Sesungguhnya Maimunah binti al-Harits telah mengabarkan bahwasanya ia telah memerdekakan budak perempuan sebelum meminta izin kepada Nabi. Maka ketika hari gilirannya, ia bertanya, “Apakah engkau tahu ya Rasulallah, bahwa aku telah memerdekakan budak perempuanku?” Nabi bertanya, “Apakah sudah kamu lakukan?” Jawabku, “Ya, sudah.” Nabi bersabda, “Adapun jika engkau memberikannya kepada paman-bibimu (dari ibu), maka lebih besar lagi pahalanya.” (HR. Al-Bukhari & Muslim)

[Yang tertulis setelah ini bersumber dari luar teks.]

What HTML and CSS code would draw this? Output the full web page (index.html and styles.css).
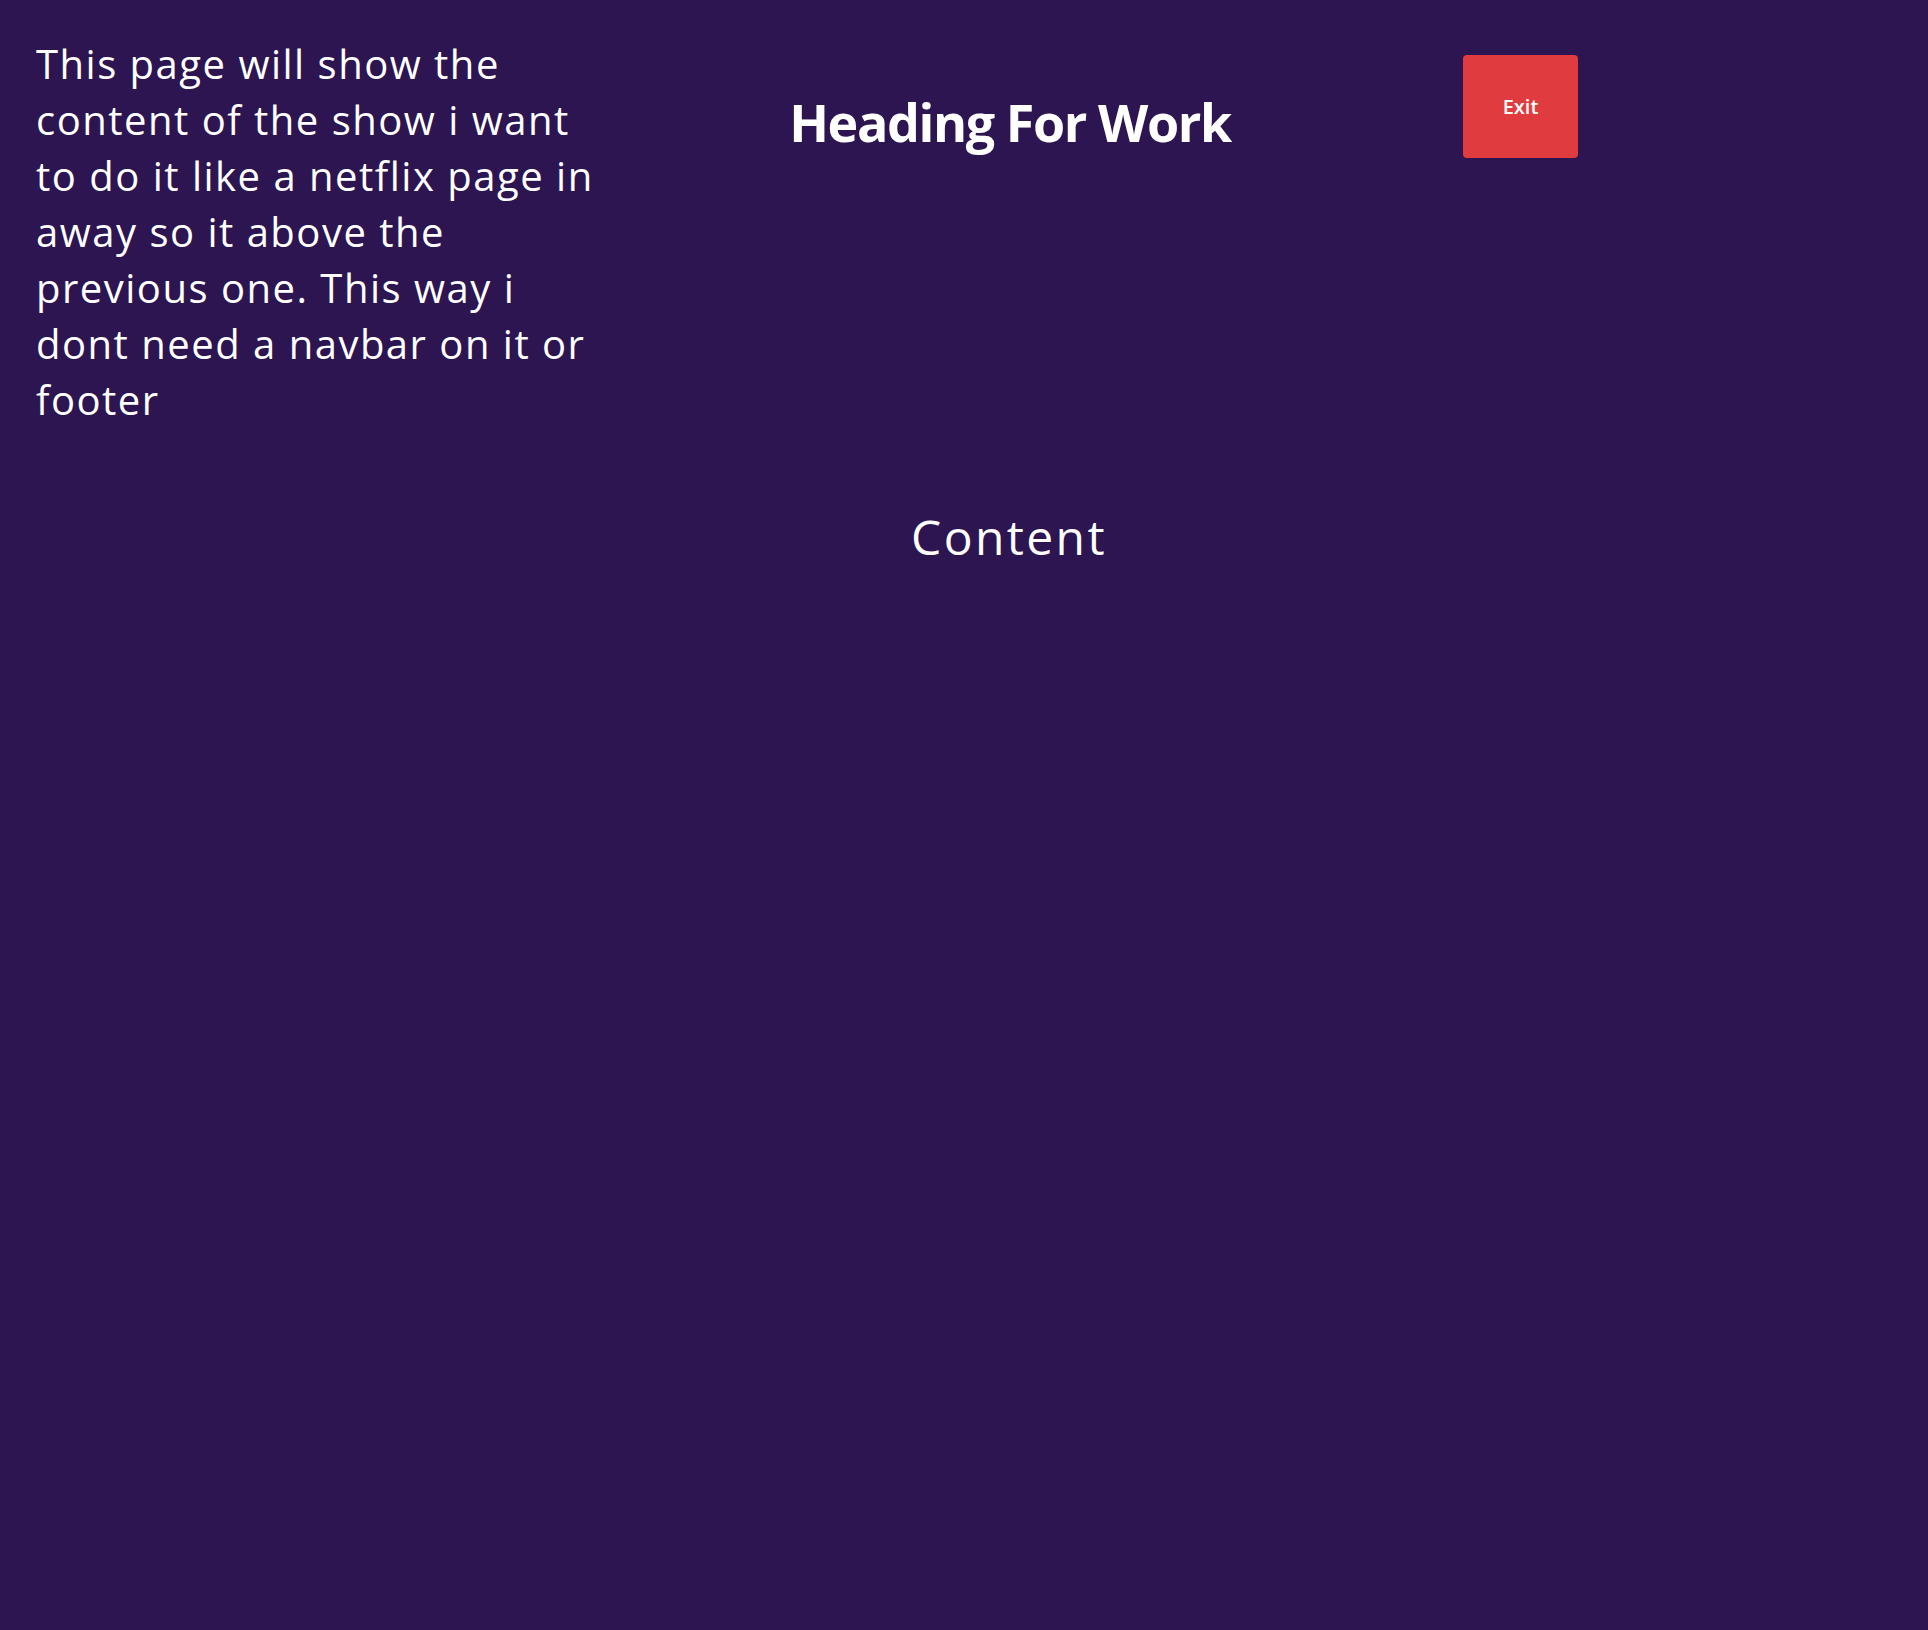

Dan hadits yang kedua adalah hadits yang menceritakan tentang Ummu Fadhl.

“Dari Ummul Fadhl binti Al-Harits, bahwa orang-orang berbantahan di dekatnya pada hari Arafah tentang puasa Nabi. Sebagian mereka mengatakan, ‘Beliau berpuasa.’ Sebagian lainnya mengatakan, ‘Beliau tidak berpuasa.’ Maka Ummul Fadhl mengirimkan semangkok susu kepada beliau, ketika beliau sedang berhenti di atas unta beliau, maka beliau meminumnya.” (HR. Al-Bukhari & Muslim)

Kesimpulan

Imam an-Nawawi menjelaskan beberapa faedah dari hadits di atas, di antaranya adalah seorang istri boleh menyedekahkan dan membelanjakan hartanya sendiri tanpa harus meminta izin suaminya. Baik menyedekahkan sepertiga atau lebih. Ini adalah pendapat mazhab Syafi’i dan mayoritas ulama. Sedangkan menurut pendapat imam Malik, seorang istri tidak boleh menyedekahkan hartanya lebih dari sepertiga kecuali seizin suami. (Syarhu an-Nawawi ‘ala Shahihi Muslim, Abu Zakariya Yahya bin Syaraf an-Nawawi, 8/3; Nailul Authar, Muhammad bin Ali bin Muhammad Asy-Syaukani, 6/ 89). Wallahu ‘alam. [disadur dari hujjah]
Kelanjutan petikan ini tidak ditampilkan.